The reluctance of German Chancellor Angela Merkel to help Greece has tarnished the image of Germany and Germans in the country of Aristotle, Plato, and feta cheese.
The coverage given by the German press regarding the need for an EU rescue plan for Greece has not improved relations between the two Eurozone Member States -witness the front page of the German magazine Focus in February which showed the famous Venus di Milo making an obscene gesture.
According to a poll published on 25 March by the Kappa Research Institute which questioned Greek citizens about their views on Germany, only 28.8% replied positively, which is very low when compared to the 78.4% recorded five years ago for a similar poll.
The German low cost airline Air Berlin recently announced that the company had noted a significant drop in the number of reservations for Greece, and on this evidence it seems that the crisis has created a real gap between the two countries and their populations.
Let’s hope that the agreement on an EU plan to help Greece, reached yesterday at the European Summit, will serve to reconcile our Greek and German friends.
Germany appeared to take a decisive step back from her traditional post-war role as paymaster of Europe today when Chancellor Angela Merkel issued harsh words on the prospect of a European bailout for the crippled Greek economy.
During the government’s debate on the 2010 budget she warned against premature European action which might not actually solve Greece’s problems in the long term and could also actually weaken the Euro further, and stated that a rash show of solidarity was not the right solution.
In addition she expressed her support for Finance Minister Wolfgang Schäuble’s idea of putting together an agreement which would be able to exclude future persistent offenders from the Eurozone as a last resort. According to her, current provisions are not sufficient to deal with a situation where a Eurozone country is on the brink of insolvency. She believes a new agreement is crucial for future cooperation.
This reluctance to pay out to Greece seems at odds with Germany’s usual role as financial martyr to the EU cause. So is the Federal Republic’s long-term love affair with all things EU showing signs of fatigue?
Or is Angie merely trying to placate her public, who, during times of financial uncertainty at home, certainly don’t want to be dishing out the Euros to those abroad?!
Indeed, behind her stern stance towards a rapid rescue for Greece surely lies a genuine concern for and continued commitment to the success of the currency union.
Keine Panik, Germany hasn’t given up on us yet!
It was bound to happen sooner or later. The fact that it is Greece will surprise few, but the sheer extent of the deficit and debt – 12.7% and touching €300 billion respectively – will have come as a nasty shock to fellow eurozone members.
At last week’s Summit EU leaders raced to show solidarity with Greece but refused to be drawn on what exactly they would do. Is a bail-out plan on the cards? Will Greece be asked to leave the eurozone? Will Germany have to dig into its ever-sparser pockets?
Greece has been accused of fiddling the books for the last few years, which may or may not be true, but what has been conveniently ignored is the contradiction at the heart of the Euro. Whilst eurozone monetary policy is regulated en bloc from the cosy headquarters of the European Central Bank (ECB) in Frankfurt am Main – 2400km from Athens – fiscal policy remains the sole responsibility of individual Member States.

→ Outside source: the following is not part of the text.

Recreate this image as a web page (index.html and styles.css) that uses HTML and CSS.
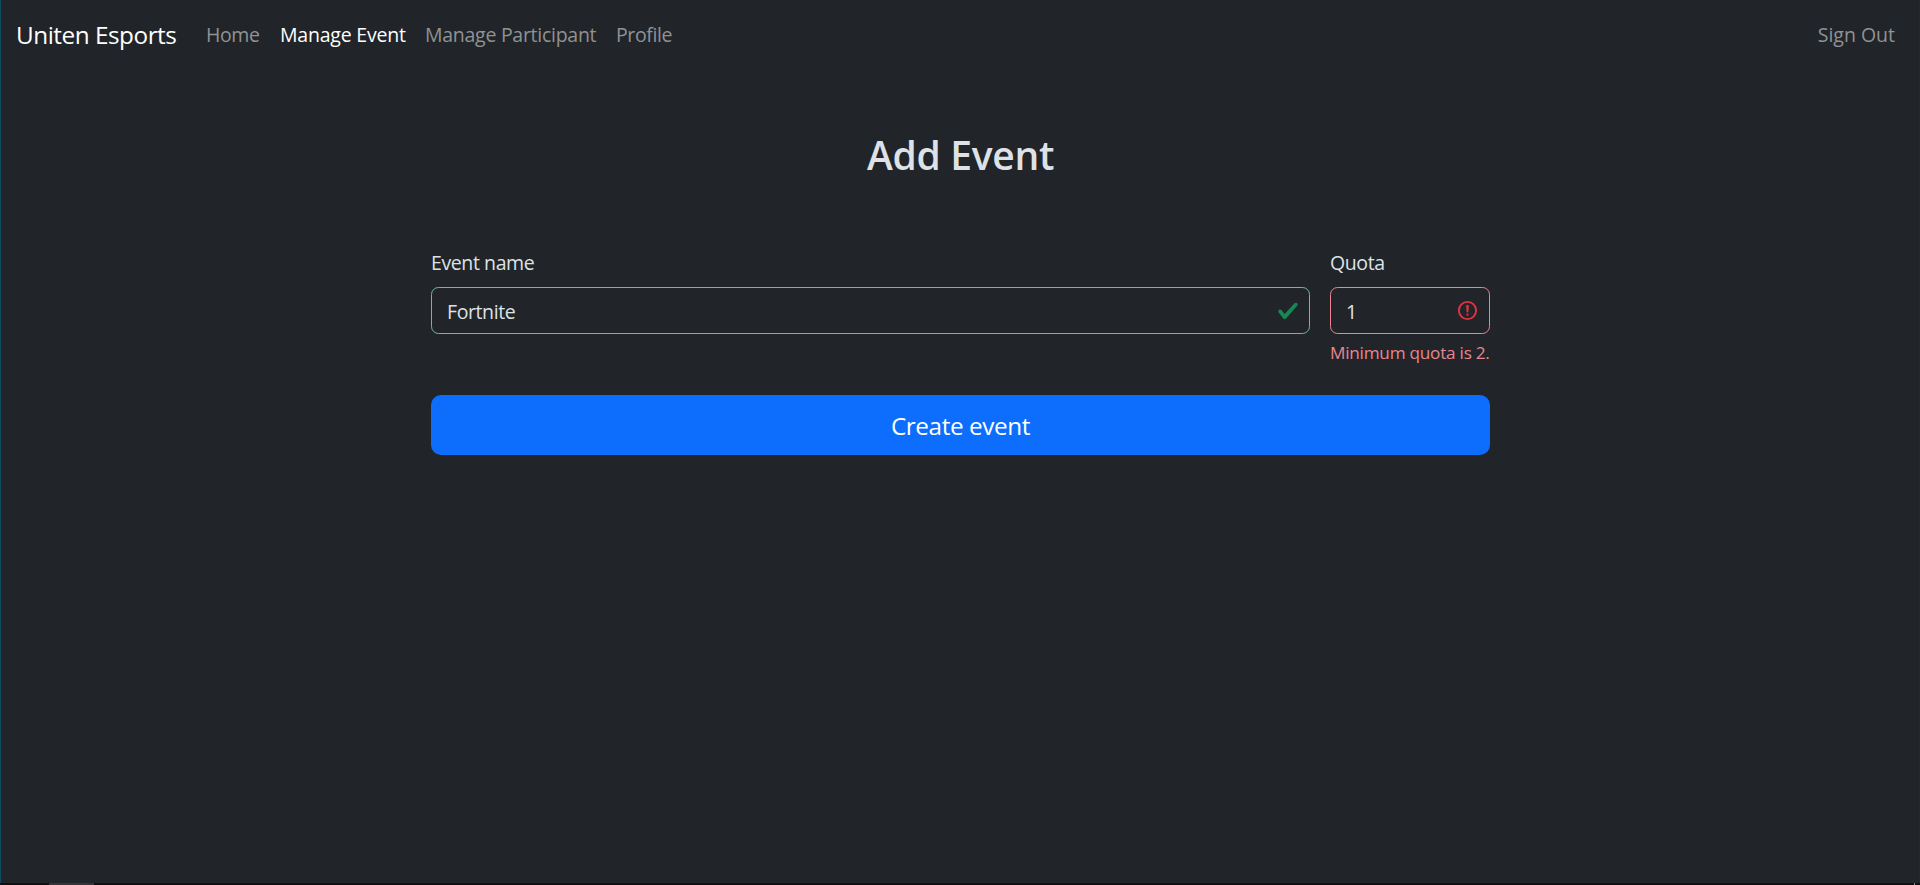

Inevitably then, Member States are in a position to rack up huge debts if they wish, but then cannot play around with interest rates to rectify the figure. No-one is saying that EU Member States outside the eurozone are sitting pretty, but at least the Bank of England can respond to the UK’s own needs in a time of crisis. Whilst Greece burns, other eurozone members are showing signs of recovery, but how should the ECB balance out this tricky equation?
Meanwhile, Greeks are out on the streets demanding a halt to planned government cuts. The political heat is rising day-by-day, but let it not be said that this is not of the eurozone’s own making.
Meanwhile, eyes are already turning anxiously towards Spain, Portugal, Italy, and even France. Who would want to join the single currency now?